Robotic Telescopes: An Interactive Exhibit on the World-Wide Web
The World-Wide Web can be thought of as a distributed multimedia museum. Museums try to attract a wide
audience by making their information as interesting as possible. One way they accomplish this and provide a
complete learning experience is to use interactive exhibits to challenge and stimulate visitors. This is also true for
information on the World-Wide Web, where interactive applications excite users and gain media attention. These
novel applications are a form of virtual reality that seamlessly connects users with remote applications and
simulations around the world.
The University of Bradford have a prototype low-cost autonomous telescope using a World-Wide Web gateway to
provide access for schools, amateurs and professionals.
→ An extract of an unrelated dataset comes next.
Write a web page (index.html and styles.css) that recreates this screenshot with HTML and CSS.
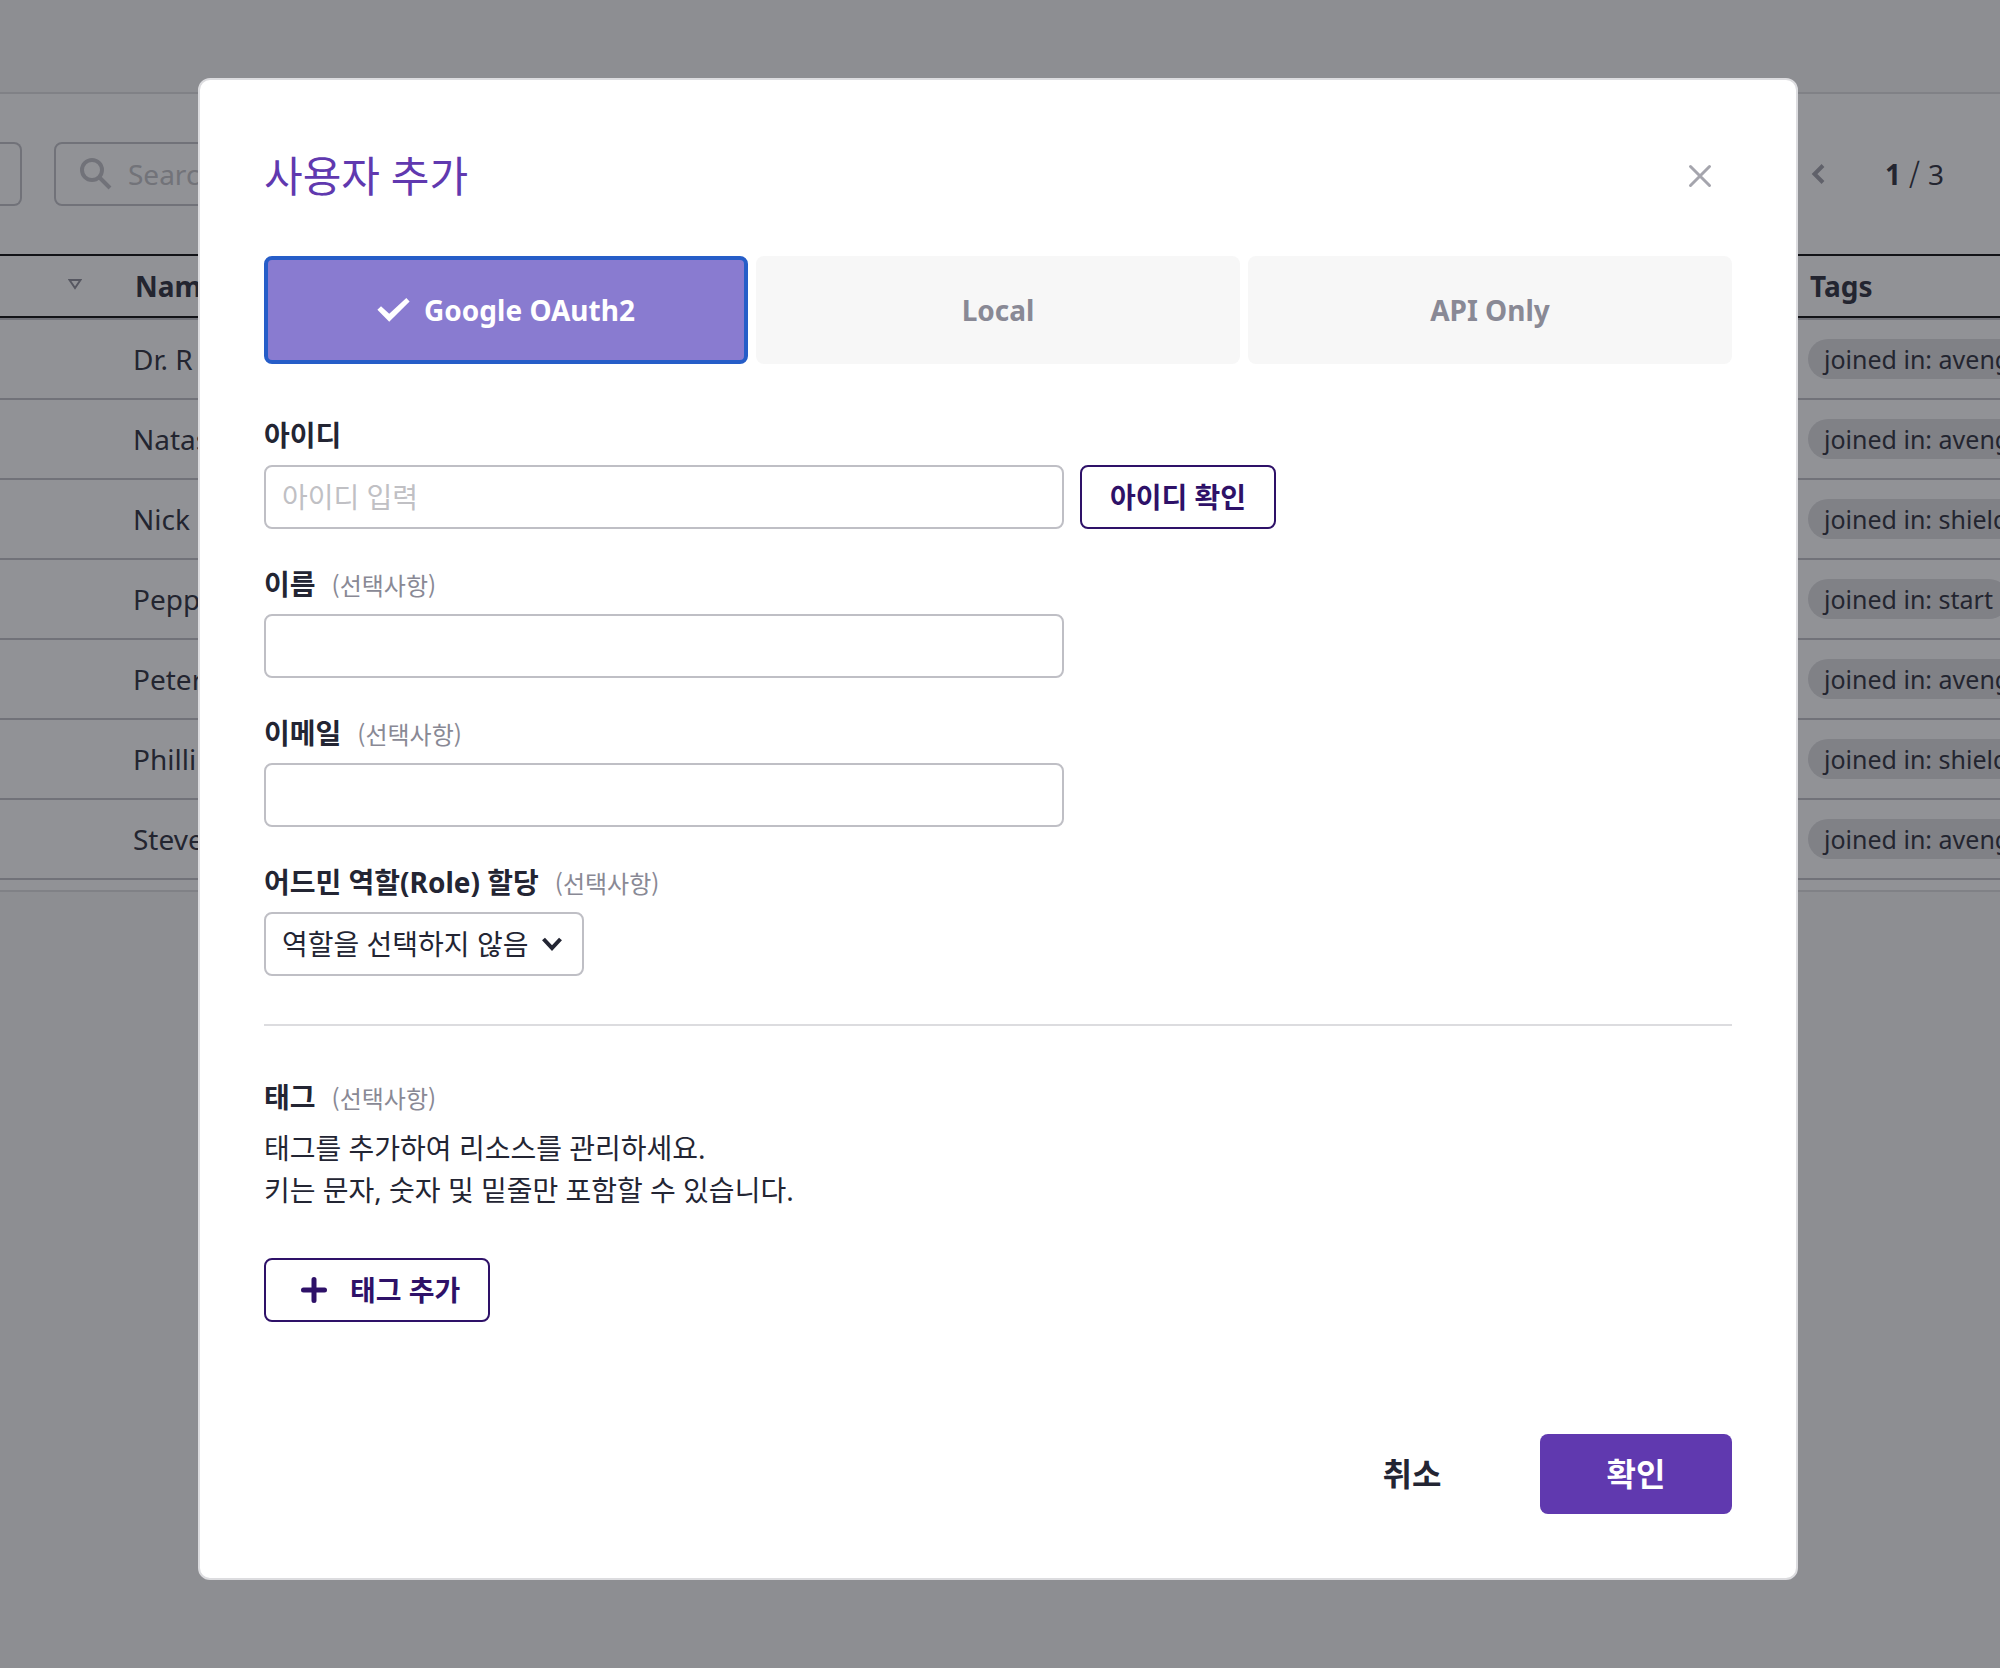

This seamlessly integrates the telescope into the rest of the
Web allowing user manuals, live reports, and astronomy lessons all to be accessible from the same interface. The
telescope is controlled robotically using a simple form interface where jobs are submitted in advance, or remotely
for real-time events. Using the World-Wide Web makes an interface to the telescope available on most computer platforms and hence widely accessible. In this paper the design and implementation is discussed. It is found that some modifications to the protocols to aid remote control of equipment are useful but not essential: It is recognised that it is important not to over-complicate the protocols by adding specific features for every new innovative application.